On 14 Feb 2018, the ATO issued Taxation Ruling TR 2018/2 on the record-keeping obligations of business taxpayers (individuals and companies) where records are kept in electronic form.

The ruling contains a series of principles about electronic record-keeping. These principles are that:

  1. electronic records are recognised as documents for tax law purposes (Section 2B of the Acts Interpretation Act 1901 defines ‘document’ and extends the meaning of ‘record’ to include information stored or recorded by means of a computer);
  2. business taxpayers must keep records that record and explain all transactions and other acts they engage in which are relevant for any purpose of the income tax law (s262A of the ITAA36);
  3. records must be kept of electronic business transactions.

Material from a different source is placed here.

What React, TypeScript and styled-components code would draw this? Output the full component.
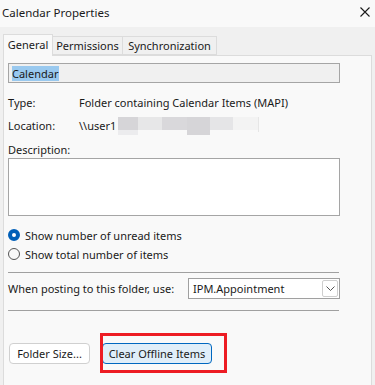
import styled, { createGlobalStyle } from 'styled-components';

const GlobalStyle = createGlobalStyle`
  html, body {
    margin: 0;
    padding: 0;
    background: #f0f0f0;
  }
  body {
    font-family: 'Segoe UI', 'Noto Sans', sans-serif;
    font-size: 11px;
    color: #1a1a1a;
  }
`;

function App() {
	return (
		<Window>
			<GlobalStyle />
			<TitleBar>
				<Title>Calendar Properties</Title>
				<CloseButton>
					<svg width="10" height="10" viewBox="0 0 10 10">
						<path d="M0.5 0.5 L9.5 9.5 M9.5 0.5 L0.5 9.5" stroke="#1a1a1a" strokeWidth="1.1" />
					</svg>
				</CloseButton>
			</TitleBar>

			<Body>
				<Tabs>
					<Tab active width={50}>General</Tab>
					<Tab width={70}>Permissions</Tab>
					<Tab width={94}>Synchronization</Tab>
				</Tabs>

				<Panel>
					<NameField>
						<Selected>Calendar</Selected>
					</NameField>

					<InfoRow top={11}>
						<Label>Type:</Label>
						<Value>Folder containing Calendar Items (MAPI)</Value>
					</InfoRow>
					<InfoRow top={7}>
						<Label>Location:</Label>
						<Value>
							\\user1
							<Mosaic />
						</Value>
					</InfoRow>

					<DescLabel>Description:</DescLabel>
					<DescBox />

					<RadioRow top={10}>
						<Radio checked />
						<span>Show number of unread items</span>
					</RadioRow>
					<RadioRow top={1}>
						<Radio />
						<span>Show total number of items</span>
					</RadioRow>

					<Separator top={9} />
					<PostRow>
						<span>When posting to this folder, use:</span>
						<Select>
							<span>IPM.Appointment</span>
							<DropButton>
								<svg width="9" height="5" viewBox="0 0 9 5">
									<path d="M0.5 0.5 L4.5 4.5 L8.5 0.5" fill="none" stroke="#555" strokeWidth="1" />
								</svg>
							</DropButton>
						</Select>
					</PostRow>
					<Separator top={11} />

					<ButtonRow>
						<Button width={81}>Folder Size...</Button>
						<Highlight>
							<Button primary width={110}>Clear Offline Items</Button>
						</Highlight>
					</ButtonRow>
				</Panel>
			</Body>
		</Window>
	);
}

export default App;

function Mosaic() {
	return (
		<MosaicSvg width="142" height="19" viewBox="0 0 142 19">
			<rect x="0" y="0" width="20" height="13" fill="#d6d5d8" />
			<rect x="0" y="13" width="20" height="5" fill="#ececee" />
			<rect x="20" y="0" width="24" height="13" fill="#e7e7e8" />
			<rect x="44" y="0" width="25" height="13" fill="#d9d8db" />
			<rect x="69" y="0" width="23" height="18" fill="#d6d5d8" />
			<rect x="92" y="0" width="23" height="13" fill="#e5e5e7" />
			<rect x="115" y="0" width="25" height="13" fill="#f3f3f3" />
			<rect x="140" y="0" width="1" height="15" fill="#e6e6e6" />
		</MosaicSvg>
	);
}

const Window = styled.div`
  width: 375px;
  height: 385px;
  overflow: hidden;
  background: #f0f0f0;
`;

const TitleBar = styled.div`
  height: 27px;
  display: flex;
  align-items: center;
  justify-content: space-between;
  padding: 0 5px 0 2px;
  background: #f9f9f9;
  box-sizing: border-box;
`;

const Title = styled.div`
  font-size: 11.5px;
  margin-top: -3px;
`;

const CloseButton = styled.div`
  display: flex;
  margin-top: -3px;
`;

const Body = styled.div`
  padding: 7px 0 0 3px;
`;

const Tabs = styled.div`
  display: flex;
  align-items: flex-end;
  height: 21px;
  position: relative;
  z-index: 1;
`;

const Tab = styled.div<{ active?: boolean; width: number }>`
  box-sizing: border-box;
  width: ${p => p.width}px;
  height: ${p => (p.active ? '22px' : '19px')};
  margin-bottom: ${p => (p.active ? '-1px' : '0')};
  padding-top: ${p => (p.active ? '2px' : '1px')};
  text-align: center;
  background: ${p => (p.active ? '#f9f9f9' : '#f0f0f0')};
  border: 1px solid #dcdcdc;
  border-bottom: ${p => (p.active ? 'none' : '1px solid #dcdcdc')};
  border-left: ${p => (p.active ? '1px solid #dcdcdc' : 'none')};
  white-space: nowrap;
`;

const Panel = styled.div`
  width: 369px;
  height: 340px;
  box-sizing: border-box;
  background: #f9f9f9;
  border: 1px solid #dcdcdc;
  padding: 7px 0 0 4px;
  display: flex;
  flex-direction: column;
`;

const NameField = styled.div`
  width: 332px;
  height: 20px;
  box-sizing: border-box;
  border: 1px solid #a5a5a5;
  background: #f0f0f0;
  padding: 2px 0 0 3px;
  display: flex;
`;

const Selected = styled.span`
  background: #99c9ef;
  line-height: 15px;
  height: 15px;
  padding-right: 1px;
`;

const InfoRow = styled.div<{ top: number }>`
  display: flex;
  align-items: center;
  height: 16px;
  margin-top: ${p => p.top}px;
`;

const Label = styled.span`
  width: 71px;
`;

const Value = styled.span`
  display: flex;
  align-items: center;
  white-space: nowrap;
`;

const MosaicSvg = styled.svg`
  display: block;
  margin: 3px 0 0 2px;
`;

const DescLabel = styled.div`
  margin-top: 9px;
  height: 16px;
  line-height: 16px;
`;

const DescBox = styled.div`
  width: 332px;
  height: 58px;
  box-sizing: border-box;
  border: 1px solid #a5a5a5;
  background: #ffffff;
`;

const RadioRow = styled.div<{ top: number }>`
  display: flex;
  align-items: center;
  gap: 5px;
  height: 18px;
  margin-top: ${p => p.top}px;
`;

const Radio = styled.span<{ checked?: boolean }>`
  width: 12px;
  height: 12px;
  box-sizing: border-box;
  border-radius: 50%;
  flex-shrink: 0;
  background: ${p => (p.checked ? '#ffffff' : '#f9f9f9')};
  border: ${p => (p.checked ? '4px solid #005fb8' : '1px solid #555555')};
`;

const Separator = styled.div<{ top: number }>`
  width: 331px;
  height: 1px;
  background: #a0a0a0;
  margin-top: ${p => p.top}px;
`;

const PostRow = styled.div`
  display: flex;
  align-items: center;
  justify-content: space-between;
  width: 332px;
  margin-top: 4px;
  padding-top: 1px;
  white-space: nowrap;
`;

const Select = styled.div`
  width: 152px;
  height: 21px;
  box-sizing: border-box;
  border: 1px solid #a0a0a0;
  background: #ffffff;
  display: flex;
  align-items: center;
  justify-content: space-between;
  padding: 0 1px 0 4px;
`;

const DropButton = styled.div`
  width: 16px;
  height: 17px;
  box-sizing: border-box;
  border: 1px solid #cfcfcf;
  border-radius: 2px;
  display: flex;
  align-items: center;
  justify-content: center;
`;

const ButtonRow = styled.div`
  display: flex;
  gap: 12px;
  margin-top: 32px;
  padding-left: 1px;
`;

const Button = styled.button<{ primary?: boolean; width: number }>`
  font: inherit;
  color: #1a1a1a;
  width: ${p => p.width}px;
  height: 21px;
  padding: 0;
  border-radius: 4px;
  background: ${p => (p.primary ? '#e0eef9' : '#ffffff')};
  border: 1px solid ${p => (p.primary ? '#0067c0' : '#d0d0d0')};
`;

const Highlight = styled.div`
  position: relative;
  display: flex;

  &::after {
    content: '';
    position: absolute;
    top: -10px;
    left: -2px;
    right: -15px;
    bottom: -9px;
    border: 3px solid #ed1c24;
    pointer-events: none;
  }
`;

As a minimum, the date, amount and character of the transaction needs to be recorded;
  4. a hard copy of the information does not need to be kept (unless a particular rule requires it);
  5. electronic records must be in a form that the ATO can access and understand in order to ascertain the taxpayer’s income tax liability (if required);
  6. true and clear electronic reproductions of original paper records can be kept; and
  7. the taxpayer must ensure that electronic records are secure, accurate and maintained in accordance with the record-keeping requirements.
  8. The ruling notes that electronic records are subject to the same record-keeping requirements as paper records.

Referring to the Commissioner’s exercise of his information-gathering powers, the ruling makes the following points about access to documents stored electronically:

  1. if the ATO requires access to the document (under s353-15 of the TAA1), the person may provide it in either electronic or hard copy form, unless directed otherwise;
  2. the occupier of land, premises or a place being accessed must give the ATO reasonable use of facilities and assistance to extract electronically stored information, including login codes, encryption keys and passwords; and
  3. the Commissioner’s access powers can be used to obtain records stored in the cloud, even if the service provider is offshore.

Previous rulings withdrawn

Ruling TR 2018/2 was not previously issued as a draft. It is a “refresh” of Ruling TR 2005/9 (Record keeping – electronic records) and Determination TD 2002/16 (What are the obligations under the ITAA 1936 where a business chooses to keep some of its records as encrypted information?), which were withdrawn on and with effect from Wed 14.2.2018. The ATO view is unchanged, although references to electronic storage mediums such as magnetic tapes and floppy discs have been removed.

DATE OF EFFECT: TR 2018/2 applies before and after its date of issue.

[ATO website: TR 2018/2; LTN 30, 14/2/18; FJM; Tax Month February 2018]


Study questions (answers available)

  1. Does TR 2018/2 replace TR 2005/9 and TD 2002/16, which are all about storage of, and access to, electronic documents and records?
  2. Is the principal provision requiring taxpayers to keep records to be found in s262 of the ITAA36?
  3. Is the key provision, that extends laws about ‘documents’ and ‘records’, to electronic documents, s2B of the Acts Interpretation Act 1901?
  4. Is the Commissioner’s access power in s353-10 of the TAA1?
  5. Does this ruling only apply from the 14.2.2018 date on which it was issued?